#### RECORDED INFORMATION:
▬▬▬▬▬▬▬▬▬▬
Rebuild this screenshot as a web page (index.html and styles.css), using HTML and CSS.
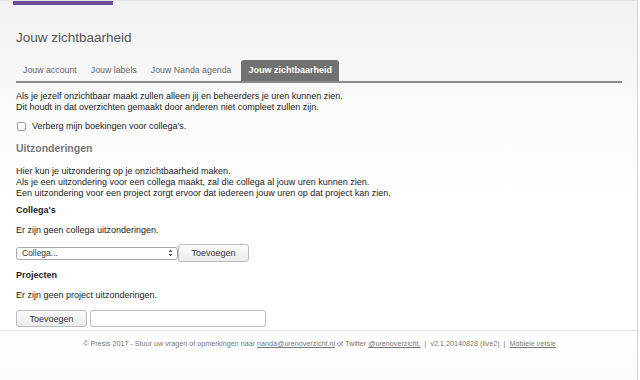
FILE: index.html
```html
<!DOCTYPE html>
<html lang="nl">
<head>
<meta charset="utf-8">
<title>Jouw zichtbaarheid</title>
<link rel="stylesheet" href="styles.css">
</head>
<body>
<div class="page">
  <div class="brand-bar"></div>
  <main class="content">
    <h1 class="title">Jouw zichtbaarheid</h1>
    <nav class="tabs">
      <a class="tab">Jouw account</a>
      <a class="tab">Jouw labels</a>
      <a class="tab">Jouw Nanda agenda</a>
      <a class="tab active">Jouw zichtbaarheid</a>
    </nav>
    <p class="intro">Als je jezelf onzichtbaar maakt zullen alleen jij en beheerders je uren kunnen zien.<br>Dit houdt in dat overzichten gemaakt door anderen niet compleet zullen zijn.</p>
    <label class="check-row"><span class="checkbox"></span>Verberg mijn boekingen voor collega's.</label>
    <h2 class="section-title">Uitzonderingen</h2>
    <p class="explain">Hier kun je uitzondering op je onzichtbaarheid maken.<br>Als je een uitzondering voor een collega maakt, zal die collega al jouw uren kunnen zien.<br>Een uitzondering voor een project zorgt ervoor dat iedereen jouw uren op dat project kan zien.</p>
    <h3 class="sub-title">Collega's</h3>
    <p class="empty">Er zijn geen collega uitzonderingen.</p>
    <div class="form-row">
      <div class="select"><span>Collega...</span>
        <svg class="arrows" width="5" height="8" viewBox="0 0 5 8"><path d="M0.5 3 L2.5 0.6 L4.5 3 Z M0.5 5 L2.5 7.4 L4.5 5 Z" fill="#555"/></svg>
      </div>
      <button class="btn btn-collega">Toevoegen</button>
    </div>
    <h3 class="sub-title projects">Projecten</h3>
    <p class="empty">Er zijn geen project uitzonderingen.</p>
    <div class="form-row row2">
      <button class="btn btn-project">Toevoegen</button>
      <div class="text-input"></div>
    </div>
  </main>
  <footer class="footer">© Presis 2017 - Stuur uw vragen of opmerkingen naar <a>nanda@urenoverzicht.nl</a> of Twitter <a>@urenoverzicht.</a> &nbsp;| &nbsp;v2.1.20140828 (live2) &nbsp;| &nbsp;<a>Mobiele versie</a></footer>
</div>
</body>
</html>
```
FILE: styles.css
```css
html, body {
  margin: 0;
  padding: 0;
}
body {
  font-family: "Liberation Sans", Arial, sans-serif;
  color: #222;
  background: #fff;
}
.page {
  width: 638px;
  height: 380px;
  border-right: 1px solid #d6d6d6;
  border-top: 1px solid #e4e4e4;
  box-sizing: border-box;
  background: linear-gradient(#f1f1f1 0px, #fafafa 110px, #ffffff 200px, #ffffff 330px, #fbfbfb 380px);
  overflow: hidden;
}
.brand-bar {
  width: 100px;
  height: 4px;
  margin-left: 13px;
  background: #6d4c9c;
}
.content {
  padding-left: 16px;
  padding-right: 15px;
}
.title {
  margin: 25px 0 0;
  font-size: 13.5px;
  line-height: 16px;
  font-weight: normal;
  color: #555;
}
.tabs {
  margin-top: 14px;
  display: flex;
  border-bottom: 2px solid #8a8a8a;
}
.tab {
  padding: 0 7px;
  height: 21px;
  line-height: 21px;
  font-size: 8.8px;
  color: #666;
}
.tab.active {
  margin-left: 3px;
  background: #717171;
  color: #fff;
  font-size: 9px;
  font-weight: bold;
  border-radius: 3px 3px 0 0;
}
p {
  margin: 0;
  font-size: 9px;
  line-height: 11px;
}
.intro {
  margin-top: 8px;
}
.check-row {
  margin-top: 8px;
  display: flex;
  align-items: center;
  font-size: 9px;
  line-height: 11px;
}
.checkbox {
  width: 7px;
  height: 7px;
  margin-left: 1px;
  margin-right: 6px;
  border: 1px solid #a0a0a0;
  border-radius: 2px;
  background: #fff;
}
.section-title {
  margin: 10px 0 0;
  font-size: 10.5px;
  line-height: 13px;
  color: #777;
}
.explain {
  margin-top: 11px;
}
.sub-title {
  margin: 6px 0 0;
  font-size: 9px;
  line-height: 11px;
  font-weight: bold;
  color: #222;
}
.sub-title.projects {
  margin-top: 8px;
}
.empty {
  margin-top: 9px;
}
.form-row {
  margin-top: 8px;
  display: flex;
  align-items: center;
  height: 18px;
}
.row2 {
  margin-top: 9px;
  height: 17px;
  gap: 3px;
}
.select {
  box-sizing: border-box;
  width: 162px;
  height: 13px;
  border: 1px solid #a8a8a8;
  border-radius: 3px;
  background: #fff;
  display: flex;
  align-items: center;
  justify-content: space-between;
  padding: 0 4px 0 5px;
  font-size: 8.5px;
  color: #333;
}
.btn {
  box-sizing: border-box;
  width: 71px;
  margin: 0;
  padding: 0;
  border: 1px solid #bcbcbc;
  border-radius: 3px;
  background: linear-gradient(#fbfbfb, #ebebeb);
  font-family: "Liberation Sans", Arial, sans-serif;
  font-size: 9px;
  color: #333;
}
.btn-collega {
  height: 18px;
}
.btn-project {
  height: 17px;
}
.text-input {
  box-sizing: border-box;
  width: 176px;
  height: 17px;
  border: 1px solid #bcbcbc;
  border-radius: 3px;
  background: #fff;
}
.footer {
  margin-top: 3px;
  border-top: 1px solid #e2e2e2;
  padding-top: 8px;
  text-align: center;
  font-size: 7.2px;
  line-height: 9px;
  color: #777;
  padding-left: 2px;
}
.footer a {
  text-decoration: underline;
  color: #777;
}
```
▬▬▬▬▬▬▬▬▬▬
#### DIRECTION:
Isolate the lines that hold the word "styles" and copy all of them.

#### ANSWER IN FULL:
Rebuild this screenshot as a web page (index.html and styles.css), using HTML and CSS.
<link rel="stylesheet" href="styles.css">
FILE: styles.css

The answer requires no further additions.